The Electoral College won't save Trump if this keeps up

(CNN)We've learned the lesson multiple times in the last few decades: There is no national presidential election. Candidates can get fewer votes and win, if they win enough states containing a majority of electoral votes. That's something President Donald Trump may hope happens again, because the national polls have had him trailing all year.

The problem for Trump is there's basically no chance he pulls off what he did last time if where he stands now in the national polls holds through Election Day.

This week, high-quality polls from ABC News/Washington Post and Monmouth University have former Vice President Joe Biden ahead by 10 and 11 points among registered voters. That's 8 to 9 points better than Hillary Clinton ended up doing nationally. The average of all polls has Biden up by high single digits.
In 2016, the final polls had Trump trailing by 3 to 4 points nationally and he lost the popular vote by 2.1 points. He won the state containing the median electoral vote plus 1 (i.e. the "tipping point state" that puts a candidate over the top in the Electoral College), Wisconsin, by 0.8 point. That makes for a difference of 2.9 points between the final national margin and the tipping point state.

If you applied that 2.9-point difference to either the ABC News/Washington Post or Monmouth polls, Biden would be ahead by 7 or 8 points in the tipping point state. He would, in other words, be well ahead in the state that would determine the Electoral College winner.

Indeed, you're seeing that reflected in the state polling. A Fox News poll from Wisconsin out on Wednesday had Biden up by 9 points, or 10 points better than Clinton did in Wisconsin. Other high-quality polling taken this week from Arizona, Ohio and Texas has Biden doing 9 points better on average than Clinton did in those states in 2016.
Looking back historically, you can see it would be really hard for Trump to again pull off the Electoral College-popular vote split in 2020, given the current polling.
In the 41 presidential elections since the birth of the Republican Party, the difference between the national margin and the tipping-point state margin has averaged 1.8 points. What happened in 2016 was about a point away from that long-term historical average. The fact that Trump won was not a great anomaly given the closeness of the national vote.

So what does this mean for 2020? Obviously, a similar national vote from 2016 could produce a similar Electoral College outcome. Even a 5-point national win for Biden wouldn't be "safe." That's because if you were to create a 95% confidence interval in the difference between the national vote margin and tipping-point state margin, it would be 5 points. Anything less and it's a "within the margin of error" situation, even if the national polling were perfectly accurate in showing Biden ahead.
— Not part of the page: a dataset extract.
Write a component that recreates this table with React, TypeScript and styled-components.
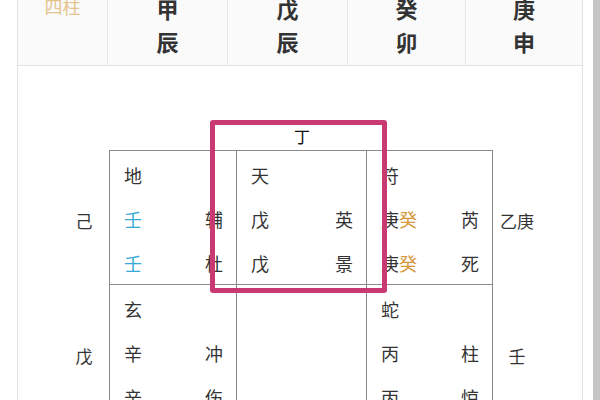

You'd really need to look at the state polling closely in such a situation.

Biden's advantage this entire year in the national polling has been north of 5 points, though close enough to that mark for Biden to be at least a little scared.
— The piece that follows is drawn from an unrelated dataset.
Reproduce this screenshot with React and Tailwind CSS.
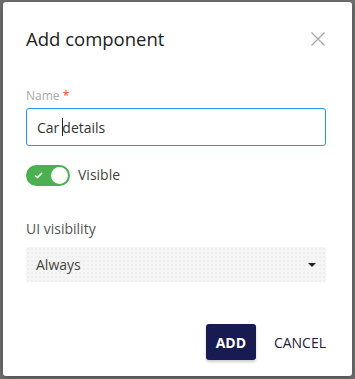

For Trump to win in the fall, one of three things needs to happen.

The easiest is for Trump to close the gap between Biden and himself nationally. He can certainly do that. We're five months from the election, and races can shift around.

Otherwise, Trump will need a national polling error significantly larger than 2016 and/or the gap between the Electoral College and the popular vote to be significantly greater than the historical average.

These latter two seem like bad bets.